### [MATERIAL PROVIDED]
---+---
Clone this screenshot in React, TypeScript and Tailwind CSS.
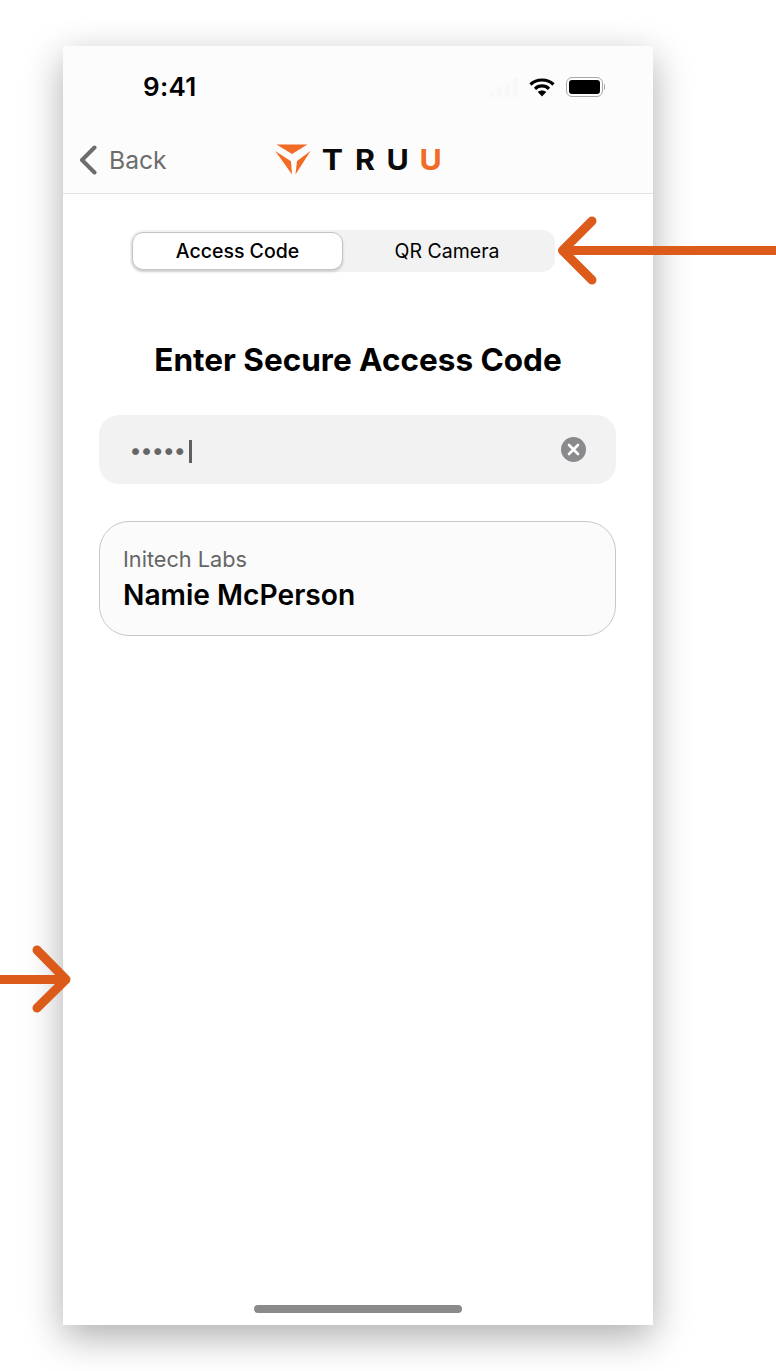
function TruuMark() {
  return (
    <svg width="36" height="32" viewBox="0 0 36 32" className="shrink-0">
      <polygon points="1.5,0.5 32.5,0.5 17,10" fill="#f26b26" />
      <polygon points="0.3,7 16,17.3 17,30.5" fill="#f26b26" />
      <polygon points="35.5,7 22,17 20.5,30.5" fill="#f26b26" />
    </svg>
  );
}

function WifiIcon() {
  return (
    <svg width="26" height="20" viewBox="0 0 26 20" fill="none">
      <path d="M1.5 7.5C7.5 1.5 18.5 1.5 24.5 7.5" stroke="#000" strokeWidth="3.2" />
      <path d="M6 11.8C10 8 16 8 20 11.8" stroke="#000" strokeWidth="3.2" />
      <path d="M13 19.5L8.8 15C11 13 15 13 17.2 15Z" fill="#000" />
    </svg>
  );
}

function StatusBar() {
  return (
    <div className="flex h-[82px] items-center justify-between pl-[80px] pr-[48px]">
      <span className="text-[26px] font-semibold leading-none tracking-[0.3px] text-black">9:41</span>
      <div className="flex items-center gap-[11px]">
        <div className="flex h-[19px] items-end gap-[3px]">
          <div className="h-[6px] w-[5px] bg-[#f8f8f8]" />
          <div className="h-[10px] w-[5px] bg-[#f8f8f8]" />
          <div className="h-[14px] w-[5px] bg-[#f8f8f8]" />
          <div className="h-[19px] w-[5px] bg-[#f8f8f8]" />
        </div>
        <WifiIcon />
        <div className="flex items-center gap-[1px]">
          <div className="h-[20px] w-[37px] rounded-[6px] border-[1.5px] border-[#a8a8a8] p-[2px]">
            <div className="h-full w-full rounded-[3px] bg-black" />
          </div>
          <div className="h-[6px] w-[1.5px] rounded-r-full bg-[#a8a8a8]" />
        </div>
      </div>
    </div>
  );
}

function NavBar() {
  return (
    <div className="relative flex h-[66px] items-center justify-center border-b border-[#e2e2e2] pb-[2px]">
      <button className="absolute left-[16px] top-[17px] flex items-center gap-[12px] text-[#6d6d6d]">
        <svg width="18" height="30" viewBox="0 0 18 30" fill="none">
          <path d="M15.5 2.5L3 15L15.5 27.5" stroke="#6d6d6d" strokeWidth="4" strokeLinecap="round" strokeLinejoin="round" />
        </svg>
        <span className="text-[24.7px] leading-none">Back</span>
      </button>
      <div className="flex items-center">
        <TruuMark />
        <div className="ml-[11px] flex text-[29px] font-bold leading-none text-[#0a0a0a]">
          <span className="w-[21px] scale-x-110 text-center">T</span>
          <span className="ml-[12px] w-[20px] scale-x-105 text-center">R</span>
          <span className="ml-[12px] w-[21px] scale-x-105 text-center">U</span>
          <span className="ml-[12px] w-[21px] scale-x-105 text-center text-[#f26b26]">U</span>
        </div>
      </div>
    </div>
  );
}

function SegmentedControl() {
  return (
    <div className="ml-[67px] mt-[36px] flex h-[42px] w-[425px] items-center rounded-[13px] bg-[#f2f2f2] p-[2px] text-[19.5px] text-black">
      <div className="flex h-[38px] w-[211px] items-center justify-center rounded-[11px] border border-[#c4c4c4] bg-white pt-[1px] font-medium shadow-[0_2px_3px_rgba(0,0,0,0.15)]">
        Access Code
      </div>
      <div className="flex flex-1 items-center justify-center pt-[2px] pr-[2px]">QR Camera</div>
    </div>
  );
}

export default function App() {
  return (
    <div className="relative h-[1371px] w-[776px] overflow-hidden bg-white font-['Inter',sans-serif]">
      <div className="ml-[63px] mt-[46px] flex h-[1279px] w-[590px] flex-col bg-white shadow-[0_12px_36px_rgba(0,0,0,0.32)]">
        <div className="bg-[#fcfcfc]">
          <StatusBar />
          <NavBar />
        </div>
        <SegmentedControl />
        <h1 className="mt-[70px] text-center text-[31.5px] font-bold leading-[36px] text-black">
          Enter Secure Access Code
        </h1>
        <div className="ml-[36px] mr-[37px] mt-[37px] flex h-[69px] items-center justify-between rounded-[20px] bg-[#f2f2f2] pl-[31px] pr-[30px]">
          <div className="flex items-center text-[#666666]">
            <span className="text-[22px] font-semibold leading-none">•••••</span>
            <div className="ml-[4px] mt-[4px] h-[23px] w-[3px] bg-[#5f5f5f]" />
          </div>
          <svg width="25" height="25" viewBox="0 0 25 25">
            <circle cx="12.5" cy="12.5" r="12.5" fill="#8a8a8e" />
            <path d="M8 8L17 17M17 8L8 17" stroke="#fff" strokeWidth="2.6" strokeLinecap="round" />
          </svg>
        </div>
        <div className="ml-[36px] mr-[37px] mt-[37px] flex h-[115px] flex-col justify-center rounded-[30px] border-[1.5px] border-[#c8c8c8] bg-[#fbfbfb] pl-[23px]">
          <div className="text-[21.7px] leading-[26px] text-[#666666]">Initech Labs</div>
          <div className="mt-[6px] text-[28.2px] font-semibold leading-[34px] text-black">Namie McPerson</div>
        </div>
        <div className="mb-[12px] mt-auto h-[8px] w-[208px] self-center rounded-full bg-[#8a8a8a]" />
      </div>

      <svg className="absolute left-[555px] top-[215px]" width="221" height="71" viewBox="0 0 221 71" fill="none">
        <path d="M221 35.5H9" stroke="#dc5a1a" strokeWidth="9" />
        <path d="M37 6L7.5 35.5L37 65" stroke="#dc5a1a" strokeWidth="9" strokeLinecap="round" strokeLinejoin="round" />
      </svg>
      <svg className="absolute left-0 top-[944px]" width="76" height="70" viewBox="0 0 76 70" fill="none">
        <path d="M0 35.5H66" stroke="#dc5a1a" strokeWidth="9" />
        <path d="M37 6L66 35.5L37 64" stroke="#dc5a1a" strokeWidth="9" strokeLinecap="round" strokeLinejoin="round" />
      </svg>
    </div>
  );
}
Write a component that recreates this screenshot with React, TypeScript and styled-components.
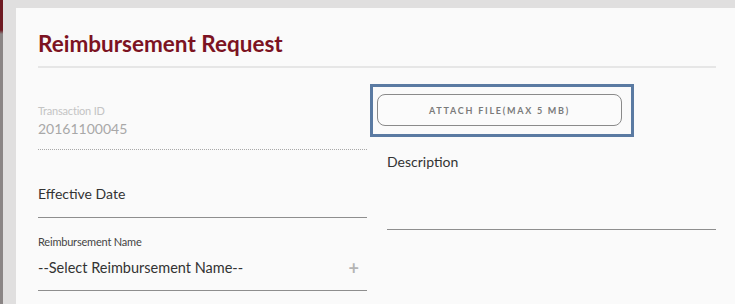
---+---
### [STATED GOAL]
Repeat all of the entries word for word, but omit the pictures.

### [RESPONSE]
Clone this screenshot in React, TypeScript and Tailwind CSS.
function TruuMark() {
  return (
    <svg width="36" height="32" viewBox="0 0 36 32" className="shrink-0">
      <polygon points="1.5,0.5 32.5,0.5 17,10" fill="#f26b26" />
      <polygon points="0.3,7 16,17.3 17,30.5" fill="#f26b26" />
      <polygon points="35.5,7 22,17 20.5,30.5" fill="#f26b26" />
    </svg>
  );
}

function WifiIcon() {
  return (
    <svg width="26" height="20" viewBox="0 0 26 20" fill="none">
      <path d="M1.5 7.5C7.5 1.5 18.5 1.5 24.5 7.5" stroke="#000" strokeWidth="3.2" />
      <path d="M6 11.8C10 8 16 8 20 11.8" stroke="#000" strokeWidth="3.2" />
      <path d="M13 19.5L8.8 15C11 13 15 13 17.2 15Z" fill="#000" />
    </svg>
  );
}

function StatusBar() {
  return (
    <div className="flex h-[82px] items-center justify-between pl-[80px] pr-[48px]">
      <span className="text-[26px] font-semibold leading-none tracking-[0.3px] text-black">9:41</span>
      <div className="flex items-center gap-[11px]">
        <div className="flex h-[19px] items-end gap-[3px]">
          <div className="h-[6px] w-[5px] bg-[#f8f8f8]" />
          <div className="h-[10px] w-[5px] bg-[#f8f8f8]" />
          <div className="h-[14px] w-[5px] bg-[#f8f8f8]" />
          <div className="h-[19px] w-[5px] bg-[#f8f8f8]" />
        </div>
        <WifiIcon />
        <div className="flex items-center gap-[1px]">
          <div className="h-[20px] w-[37px] rounded-[6px] border-[1.5px] border-[#a8a8a8] p-[2px]">
            <div className="h-full w-full rounded-[3px] bg-black" />
          </div>
          <div className="h-[6px] w-[1.5px] rounded-r-full bg-[#a8a8a8]" />
        </div>
      </div>
    </div>
  );
}

function NavBar() {
  return (
    <div className="relative flex h-[66px] items-center justify-center border-b border-[#e2e2e2] pb-[2px]">
      <button className="absolute left-[16px] top-[17px] flex items-center gap-[12px] text-[#6d6d6d]">
        <svg width="18" height="30" viewBox="0 0 18 30" fill="none">
          <path d="M15.5 2.5L3 15L15.5 27.5" stroke="#6d6d6d" strokeWidth="4" strokeLinecap="round" strokeLinejoin="round" />
        </svg>
        <span className="text-[24.7px] leading-none">Back</span>
      </button>
      <div className="flex items-center">
        <TruuMark />
        <div className="ml-[11px] flex text-[29px] font-bold leading-none text-[#0a0a0a]">
          <span className="w-[21px] scale-x-110 text-center">T</span>
          <span className="ml-[12px] w-[20px] scale-x-105 text-center">R</span>
          <span className="ml-[12px] w-[21px] scale-x-105 text-center">U</span>
          <span className="ml-[12px] w-[21px] scale-x-105 text-center text-[#f26b26]">U</span>
        </div>
      </div>
    </div>
  );
}

function SegmentedControl() {
  return (
    <div className="ml-[67px] mt-[36px] flex h-[42px] w-[425px] items-center rounded-[13px] bg-[#f2f2f2] p-[2px] text-[19.5px] text-black">
      <div className="flex h-[38px] w-[211px] items-center justify-center rounded-[11px] border border-[#c4c4c4] bg-white pt-[1px] font-medium shadow-[0_2px_3px_rgba(0,0,0,0.15)]">
        Access Code
      </div>
      <div className="flex flex-1 items-center justify-center pt-[2px] pr-[2px]">QR Camera</div>
    </div>
  );
}

export default function App() {
  return (
    <div className="relative h-[1371px] w-[776px] overflow-hidden bg-white font-['Inter',sans-serif]">
      <div className="ml-[63px] mt-[46px] flex h-[1279px] w-[590px] flex-col bg-white shadow-[0_12px_36px_rgba(0,0,0,0.32)]">
        <div className="bg-[#fcfcfc]">
          <StatusBar />
          <NavBar />
        </div>
        <SegmentedControl />
        <h1 className="mt-[70px] text-center text-[31.5px] font-bold leading-[36px] text-black">
          Enter Secure Access Code
        </h1>
        <div className="ml-[36px] mr-[37px] mt-[37px] flex h-[69px] items-center justify-between rounded-[20px] bg-[#f2f2f2] pl-[31px] pr-[30px]">
          <div className="flex items-center text-[#666666]">
            <span className="text-[22px] font-semibold leading-none">•••••</span>
            <div className="ml-[4px] mt-[4px] h-[23px] w-[3px] bg-[#5f5f5f]" />
          </div>
          <svg width="25" height="25" viewBox="0 0 25 25">
            <circle cx="12.5" cy="12.5" r="12.5" fill="#8a8a8e" />
            <path d="M8 8L17 17M17 8L8 17" stroke="#fff" strokeWidth="2.6" strokeLinecap="round" />
          </svg>
        </div>
        <div className="ml-[36px] mr-[37px] mt-[37px] flex h-[115px] flex-col justify-center rounded-[30px] border-[1.5px] border-[#c8c8c8] bg-[#fbfbfb] pl-[23px]">
          <div className="text-[21.7px] leading-[26px] text-[#666666]">Initech Labs</div>
          <div className="mt-[6px] text-[28.2px] font-semibold leading-[34px] text-black">Namie McPerson</div>
        </div>
        <div className="mb-[12px] mt-auto h-[8px] w-[208px] self-center rounded-full bg-[#8a8a8a]" />
      </div>

      <svg className="absolute left-[555px] top-[215px]" width="221" height="71" viewBox="0 0 221 71" fill="none">
        <path d="M221 35.5H9" stroke="#dc5a1a" strokeWidth="9" />
        <path d="M37 6L7.5 35.5L37 65" stroke="#dc5a1a" strokeWidth="9" strokeLinecap="round" strokeLinejoin="round" />
      </svg>
      <svg className="absolute left-0 top-[944px]" width="76" height="70" viewBox="0 0 76 70" fill="none">
        <path d="M0 35.5H66" stroke="#dc5a1a" strokeWidth="9" />
        <path d="M37 6L66 35.5L37 64" stroke="#dc5a1a" strokeWidth="9" strokeLinecap="round" strokeLinejoin="round" />
      </svg>
    </div>
  );
}
Write a component that recreates this screenshot with React, TypeScript and styled-components.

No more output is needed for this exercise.